_Requirements_.
Write out all the lines again, precisely as they stand, but without the images.
[begin Data segment]
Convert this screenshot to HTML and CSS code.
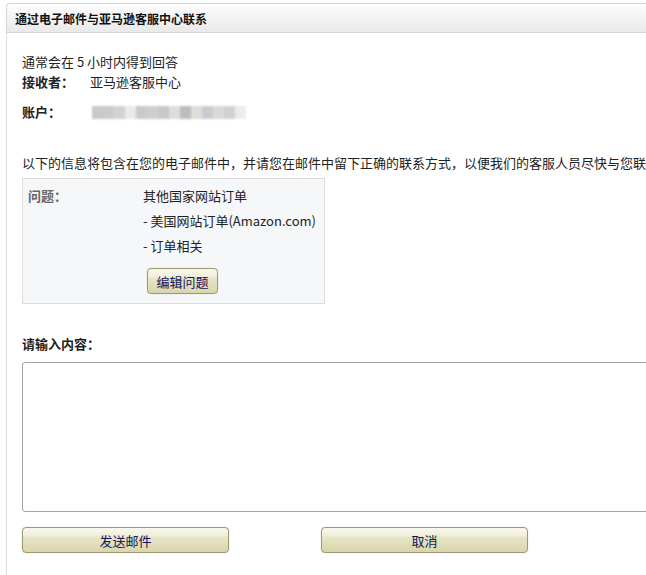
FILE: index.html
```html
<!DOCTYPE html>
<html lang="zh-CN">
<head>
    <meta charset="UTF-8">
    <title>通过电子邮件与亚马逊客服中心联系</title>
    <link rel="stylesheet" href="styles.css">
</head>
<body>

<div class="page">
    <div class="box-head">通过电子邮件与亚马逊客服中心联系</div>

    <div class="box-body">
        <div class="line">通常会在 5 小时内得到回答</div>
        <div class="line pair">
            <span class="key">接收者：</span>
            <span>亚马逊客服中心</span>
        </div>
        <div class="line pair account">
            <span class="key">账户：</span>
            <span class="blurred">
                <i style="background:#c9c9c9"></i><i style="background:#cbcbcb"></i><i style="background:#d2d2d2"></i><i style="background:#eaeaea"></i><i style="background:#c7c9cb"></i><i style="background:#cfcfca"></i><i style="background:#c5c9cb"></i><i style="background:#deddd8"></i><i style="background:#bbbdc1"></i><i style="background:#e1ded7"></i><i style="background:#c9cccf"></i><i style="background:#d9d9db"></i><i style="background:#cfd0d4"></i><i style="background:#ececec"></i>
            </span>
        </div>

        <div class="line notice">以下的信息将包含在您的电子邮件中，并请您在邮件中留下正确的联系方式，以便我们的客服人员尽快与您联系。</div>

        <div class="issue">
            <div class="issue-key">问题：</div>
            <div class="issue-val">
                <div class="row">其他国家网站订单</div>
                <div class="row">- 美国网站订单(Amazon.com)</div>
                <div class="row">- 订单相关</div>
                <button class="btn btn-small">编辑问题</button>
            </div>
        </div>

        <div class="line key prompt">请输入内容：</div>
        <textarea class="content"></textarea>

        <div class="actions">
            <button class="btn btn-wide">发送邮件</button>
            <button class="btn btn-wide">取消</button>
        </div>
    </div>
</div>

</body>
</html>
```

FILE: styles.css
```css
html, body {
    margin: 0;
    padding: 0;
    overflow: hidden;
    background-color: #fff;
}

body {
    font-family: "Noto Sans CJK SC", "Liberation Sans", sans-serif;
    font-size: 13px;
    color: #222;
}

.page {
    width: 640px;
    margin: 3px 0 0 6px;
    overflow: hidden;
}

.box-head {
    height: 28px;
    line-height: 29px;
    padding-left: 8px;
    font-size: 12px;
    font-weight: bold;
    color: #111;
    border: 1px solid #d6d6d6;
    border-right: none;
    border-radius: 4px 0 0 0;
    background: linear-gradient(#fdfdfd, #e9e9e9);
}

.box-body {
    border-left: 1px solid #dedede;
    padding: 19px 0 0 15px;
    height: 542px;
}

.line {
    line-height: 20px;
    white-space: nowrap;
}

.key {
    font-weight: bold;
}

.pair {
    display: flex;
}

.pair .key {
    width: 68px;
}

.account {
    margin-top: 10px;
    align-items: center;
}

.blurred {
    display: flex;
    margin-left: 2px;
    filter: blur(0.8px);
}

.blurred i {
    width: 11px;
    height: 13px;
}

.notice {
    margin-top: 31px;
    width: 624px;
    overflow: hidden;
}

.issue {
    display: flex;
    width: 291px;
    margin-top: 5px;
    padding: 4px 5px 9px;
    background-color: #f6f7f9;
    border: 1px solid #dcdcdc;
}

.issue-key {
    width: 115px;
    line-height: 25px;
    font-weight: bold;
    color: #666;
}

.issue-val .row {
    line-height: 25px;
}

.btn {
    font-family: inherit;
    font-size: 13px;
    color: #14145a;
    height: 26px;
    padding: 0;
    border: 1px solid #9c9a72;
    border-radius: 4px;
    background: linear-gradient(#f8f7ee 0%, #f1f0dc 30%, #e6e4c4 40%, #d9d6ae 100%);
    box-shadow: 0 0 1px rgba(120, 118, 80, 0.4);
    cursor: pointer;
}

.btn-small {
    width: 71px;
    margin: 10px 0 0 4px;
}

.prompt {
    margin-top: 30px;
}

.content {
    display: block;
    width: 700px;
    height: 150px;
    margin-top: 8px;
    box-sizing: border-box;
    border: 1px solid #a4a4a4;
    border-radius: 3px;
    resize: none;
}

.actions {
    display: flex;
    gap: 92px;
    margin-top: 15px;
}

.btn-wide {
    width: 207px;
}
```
[end Data segment]
_Worked solution_.
Convert this screenshot to HTML and CSS code.
FILE: index.html
```html
<!DOCTYPE html>
<html lang="zh-CN">
<head>
    <meta charset="UTF-8">
    <title>通过电子邮件与亚马逊客服中心联系</title>
    <link rel="stylesheet" href="styles.css">
</head>
<body>

<div class="page">
    <div class="box-head">通过电子邮件与亚马逊客服中心联系</div>

    <div class="box-body">
        <div class="line">通常会在 5 小时内得到回答</div>
        <div class="line pair">
            <span class="key">接收者：</span>
            <span>亚马逊客服中心</span>
        </div>
        <div class="line pair account">
            <span class="key">账户：</span>
            <span class="blurred">
                <i style="background:#c9c9c9"></i><i style="background:#cbcbcb"></i><i style="background:#d2d2d2"></i><i style="background:#eaeaea"></i><i style="background:#c7c9cb"></i><i style="background:#cfcfca"></i><i style="background:#c5c9cb"></i><i style="background:#deddd8"></i><i style="background:#bbbdc1"></i><i style="background:#e1ded7"></i><i style="background:#c9cccf"></i><i style="background:#d9d9db"></i><i style="background:#cfd0d4"></i><i style="background:#ececec"></i>
            </span>
        </div>

        <div class="line notice">以下的信息将包含在您的电子邮件中，并请您在邮件中留下正确的联系方式，以便我们的客服人员尽快与您联系。</div>

        <div class="issue">
            <div class="issue-key">问题：</div>
            <div class="issue-val">
                <div class="row">其他国家网站订单</div>
                <div class="row">- 美国网站订单(Amazon.com)</div>
                <div class="row">- 订单相关</div>
                <button class="btn btn-small">编辑问题</button>
            </div>
        </div>

        <div class="line key prompt">请输入内容：</div>
        <textarea class="content"></textarea>

        <div class="actions">
            <button class="btn btn-wide">发送邮件</button>
            <button class="btn btn-wide">取消</button>
        </div>
    </div>
</div>

</body>
</html>
```

FILE: styles.css
```css
html, body {
    margin: 0;
    padding: 0;
    overflow: hidden;
    background-color: #fff;
}

body {
    font-family: "Noto Sans CJK SC", "Liberation Sans", sans-serif;
    font-size: 13px;
    color: #222;
}

.page {
    width: 640px;
    margin: 3px 0 0 6px;
    overflow: hidden;
}

.box-head {
    height: 28px;
    line-height: 29px;
    padding-left: 8px;
    font-size: 12px;
    font-weight: bold;
    color: #111;
    border: 1px solid #d6d6d6;
    border-right: none;
    border-radius: 4px 0 0 0;
    background: linear-gradient(#fdfdfd, #e9e9e9);
}

.box-body {
    border-left: 1px solid #dedede;
    padding: 19px 0 0 15px;
    height: 542px;
}

.line {
    line-height: 20px;
    white-space: nowrap;
}

.key {
    font-weight: bold;
}

.pair {
    display: flex;
}

.pair .key {
    width: 68px;
}

.account {
    margin-top: 10px;
    align-items: center;
}

.blurred {
    display: flex;
    margin-left: 2px;
    filter: blur(0.8px);
}

.blurred i {
    width: 11px;
    height: 13px;
}

.notice {
    margin-top: 31px;
    width: 624px;
    overflow: hidden;
}

.issue {
    display: flex;
    width: 291px;
    margin-top: 5px;
    padding: 4px 5px 9px;
    background-color: #f6f7f9;
    border: 1px solid #dcdcdc;
}

.issue-key {
    width: 115px;
    line-height: 25px;
    font-weight: bold;
    color: #666;
}

.issue-val .row {
    line-height: 25px;
}

.btn {
    font-family: inherit;
    font-size: 13px;
    color: #14145a;
    height: 26px;
    padding: 0;
    border: 1px solid #9c9a72;
    border-radius: 4px;
    background: linear-gradient(#f8f7ee 0%, #f1f0dc 30%, #e6e4c4 40%, #d9d6ae 100%);
    box-shadow: 0 0 1px rgba(120, 118, 80, 0.4);
    cursor: pointer;
}

.btn-small {
    width: 71px;
    margin: 10px 0 0 4px;
}

.prompt {
    margin-top: 30px;
}

.content {
    display: block;
    width: 700px;
    height: 150px;
    margin-top: 8px;
    box-sizing: border-box;
    border: 1px solid #a4a4a4;
    border-radius: 3px;
    resize: none;
}

.actions {
    display: flex;
    gap: 92px;
    margin-top: 15px;
}

.btn-wide {
    width: 207px;
}
```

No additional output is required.